Robert Munro, local cuatro maestro joined the ensemble for another swinging arrangement (reminiscent of biguine) introduced by cuatro and cajon, with unforgettable sequences from both cuatros and Roach’s violin.
Charles’ research into early kaiso has led to yet another fruitful collaborative relation ship with the man who keeps it alive. So nobody was surprised when Charles introduced “extemponian” the Lord Relator, resplendent as ever in tux and tails. First he gave us his own excellent seasonal advice—Make A Friend for the Christmas, Charles’ muted trumpet underscoring his laconic delivery and couldn’t resist a stale yet topical Thanksgiving joke which went something like: “Thanksgiving isn’t popular anymore, especially in Russia. Putin says he don’t want to have anything to do with it anymore, especially Turkey.”
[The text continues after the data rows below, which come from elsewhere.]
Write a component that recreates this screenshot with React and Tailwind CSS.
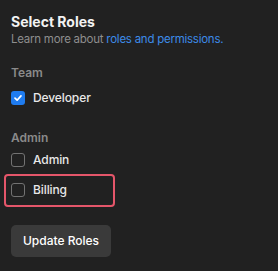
import React from "react";

function Box({ checked }) {
  if (checked) {
    return (
      <span className="flex h-[14px] w-[14px] shrink-0 items-center justify-center rounded-[3px] bg-[#1f7cf0]">
        <svg width="10" height="10" viewBox="0 0 10 10" fill="none">
          <path d="M2 5.2 L4.1 7.2 L8 2.9" stroke="#ffffff" strokeWidth="1.7" strokeLinecap="round" strokeLinejoin="round" />
        </svg>
      </span>
    );
  }
  return <span className="h-[14px] w-[14px] shrink-0 rounded-[3px] border border-[#727272]" />;
}

function Row({ checked, label }) {
  return (
    <div className="flex h-[20px] items-center gap-[8px]">
      <Box checked={checked} />
      <span className="text-[12px] font-medium leading-[20px] tracking-[-0.1px] text-[#e8e8e8]">{label}</span>
    </div>
  );
}

export default function App() {
  return (
    <div className="flex h-[271px] w-[278px] flex-col bg-[#212121] px-[11px] pt-[13px] font-[Inter,Liberation_Sans,sans-serif]">
      <h2 className="text-[14px] font-bold leading-[18px] text-[#f2f2f2]">Select Roles</h2>
      <p className="mt-[1px] text-[11.5px] leading-[15px] tracking-[-0.25px] text-[#8e8e8e]">
        Learn more about <span className="text-[#3d8be8]">roles and permissions.</span>
      </p>
      <div className="mt-[18px] text-[12px] font-semibold leading-[16px] text-[#8a8a8a]">Team</div>
      <div className="mt-[7px]">
        <Row checked label="Developer" />
      </div>
      <div className="mt-[22px] text-[12px] font-semibold leading-[16px] text-[#8a8a8a]">Admin</div>
      <div className="mt-[4px]">
        <Row label="Admin" />
      </div>
      <div className="-ml-[7px] mt-[4px] w-[111px] rounded-[4px] border-2 border-[#e5566a] px-[5px] pb-[5px] pt-[4px]">
        <Row label="Billing" />
      </div>
      <button className="mt-[18px] h-[32px] w-[100px] rounded-[5px] bg-[#3a3a3a] text-[12px] font-medium text-white">
        Update Roles
      </button>
    </div>
  );
}
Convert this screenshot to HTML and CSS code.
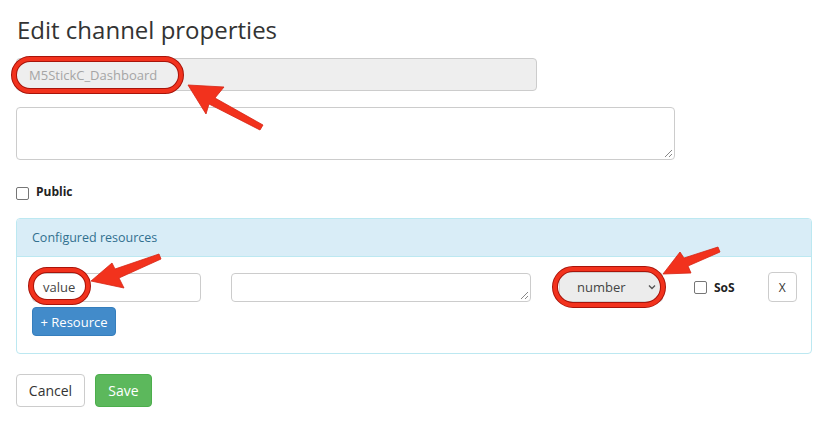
FILE: index.html
```html
<!DOCTYPE html>
<html>
<head>
<meta charset="utf-8">
<link rel="stylesheet" href="styles.css">
</head>
<body>
<div class="page">
  <h1 class="title">Edit channel properties</h1>
  <div class="field name-field">M5StickC_Dashboard</div>
  <div class="area desc-area"><span class="grip"></span></div>
  <label class="check-row"><span class="checkbox"></span><span class="check-label">Public</span></label>
  <section class="panel">
    <div class="panel-heading">Configured resources</div>
    <div class="panel-body">
      <div class="res-row">
        <div class="field res-name">value</div>
        <div class="area res-desc"><span class="grip"></span></div>
        <div class="select">
          <span>number</span>
          <svg class="chev" width="8" height="6" viewBox="0 0 8 6"><path d="M1 1.5 L4 4.5 L7 1.5" fill="none" stroke="#555" stroke-width="1.4"/></svg>
        </div>
        <label class="sos"><span class="checkbox"></span><span class="check-label">SoS</span></label>
        <button class="btn btn-x">X</button>
      </div>
      <button class="btn btn-primary">+ Resource</button>
    </div>
  </section>
  <div class="actions">
    <button class="btn btn-default">Cancel</button>
    <button class="btn btn-success">Save</button>
  </div>
</div>
<svg class="annot" width="822" height="431" viewBox="0 0 822 431">
  <g fill="none">
    <rect x="14" y="59" width="167" height="32" rx="16" stroke="#a8140a" stroke-width="6"/>
    <rect x="14" y="59" width="167" height="32" rx="16" stroke="#f2321d" stroke-width="4"/>
    <rect x="31" y="270" width="57" height="32" rx="16" stroke="#a8140a" stroke-width="6"/>
    <rect x="31" y="270" width="57" height="32" rx="16" stroke="#f2321d" stroke-width="4"/>
    <rect x="555" y="269" width="108" height="36" rx="18" stroke="#a8140a" stroke-width="6"/>
    <rect x="555" y="269" width="108" height="36" rx="18" stroke="#f2321d" stroke-width="4"/>
  </g>
  <g fill="#f2321d" stroke="#d62514" stroke-width="0.8" stroke-linejoin="round">
    <polygon points="188,85 224,87 215,98 263,125 260,130 209,104 206,114"/>
    <polygon points="91,281 112,263 115,269 159,254 161,259 119,278 124,288"/>
    <polygon points="663,274 680,252 684,258 718,247 720,252 688,266 691,273"/>
  </g>
</svg>
</body>
</html>
```

FILE: styles.css
```css
html, body {
  margin: 0;
  padding: 0;
  background: #fff;
}
body {
  position: relative;
  width: 822px;
  height: 431px;
  overflow: hidden;
  font-family: "Open Sans", "Liberation Sans", sans-serif;
  font-size: 13px;
  color: #333;
}
.page {
  padding: 0 16px;
  display: flex;
  flex-direction: column;
  align-items: flex-start;
}
.title {
  margin: 13px 0 0 1px;
  font-size: 24px;
  font-weight: 400;
  line-height: 33px;
  color: #333;
}
.field {
  box-sizing: border-box;
  border: 1px solid #ccc;
  border-radius: 4px;
  background: #fff;
  display: flex;
  align-items: center;
  padding: 0 12px;
  color: #555;
}
.name-field {
  margin-top: 12px;
  width: 521px;
  height: 33px;
  background: #eee;
  color: #a5a5a5;
}
.area {
  position: relative;
  box-sizing: border-box;
  border: 1px solid #ccc;
  border-radius: 4px;
  background: #fff;
}
.grip {
  position: absolute;
  right: 2px;
  bottom: 2px;
  width: 7px;
  height: 7px;
  background: linear-gradient(135deg, transparent 0 45%, #888 45% 55%, transparent 55% 72%, #888 72% 82%, transparent 82%);
}
.desc-area {
  margin-top: 16px;
  width: 659px;
  height: 53px;
}
.check-row {
  margin-top: 23px;
  display: flex;
  align-items: center;
  height: 17px;
}
.checkbox {
  box-sizing: border-box;
  width: 13px;
  height: 13px;
  border: 1px solid #767676;
  border-radius: 2px;
  background: #fff;
  margin-top: 3px;
}
.check-label {
  font-weight: 700;
  font-size: 12px;
  margin-left: 7px;
  color: #222;
}
.panel {
  margin-top: 18px;
  box-sizing: border-box;
  width: 796px;
  border: 1px solid #bce8f1;
  border-radius: 4px;
  overflow: hidden;
}
.panel-heading {
  box-sizing: border-box;
  height: 38px;
  padding: 0 15px;
  display: flex;
  align-items: center;
  background: #d9edf7;
  border-bottom: 1px solid #bce8f1;
  color: #31708f;
  font-size: 12.5px;
}
.panel-body {
  padding: 15px 15px 17px;
  display: flex;
  flex-direction: column;
  align-items: flex-start;
}
.res-row {
  display: flex;
  align-items: center;
  height: 30px;
}
.res-name {
  width: 169px;
  height: 29px;
  padding: 0 10px;
  color: #444;
}
.res-desc {
  margin-left: 30px;
  width: 300px;
  height: 29px;
}
.select {
  margin-left: 28px;
  box-sizing: border-box;
  width: 104px;
  height: 30px;
  border: 1px solid #d0d0d0;
  border-radius: 4px;
  background: #ececec;
  display: flex;
  align-items: center;
  justify-content: space-between;
  padding: 0 6px 0 17px;
  color: #444;
}
.sos {
  margin-left: 31px;
  display: flex;
  align-items: center;
}
.sos .checkbox {
  margin-top: 1px;
}
.btn {
  font-family: "Open Sans", "Liberation Sans", sans-serif;
  font-size: 13px;
  box-sizing: border-box;
  border: 1px solid transparent;
  border-radius: 4px;
  padding: 0;
  cursor: pointer;
}
.btn-x {
  margin-left: 33px;
  width: 29px;
  height: 30px;
  background: #fff;
  border-color: #ccc;
  color: #333;
  font-size: 12px;
}
.btn-primary {
  margin-top: 5px;
  width: 84px;
  height: 29px;
  background: #428bca;
  border-color: #357ebd;
  color: #fff;
}
.actions {
  margin-top: 20px;
  display: flex;
  gap: 10px;
}
.btn-default {
  width: 69px;
  height: 33px;
  background: #fff;
  border-color: #ccc;
  color: #333;
  font-size: 14px;
}
.btn-success {
  width: 57px;
  height: 33px;
  background: #5cb85c;
  border-color: #4cae4c;
  color: #fff;
  font-size: 14px;
}
.annot {
  position: absolute;
  left: 0;
  top: 0;
  pointer-events: none;
}
```
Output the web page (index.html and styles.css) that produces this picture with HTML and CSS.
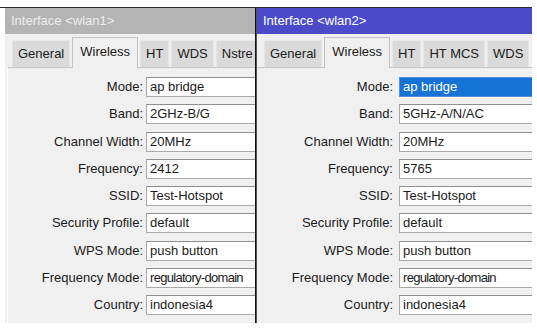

Famous for his Spoiler renditions, Relator introduced the surrealist’s Yuletide special-Father Christmas: “Very difficult because of Spoiler’s phrasing, and Etienne doesn’t help jazzing it up.” In fact Charles added absurdist brio and melodramatic colour along with the rest of the brass, to make this the evening’s comedic climax.
A night no one wanted to end romped out into the pre-Advent night with “a down home version” of Relator’s Christmas is Yours Christmas is Mine. As patrons dispersed as sated as though they’d just spent a Christmas Eve night “with food on the table, drinks at the bar and music on the porch”, many could be heard anxiously enquiring when was the next Etienne Charles concert. Maybe Santa will bring him back for the Christmas self.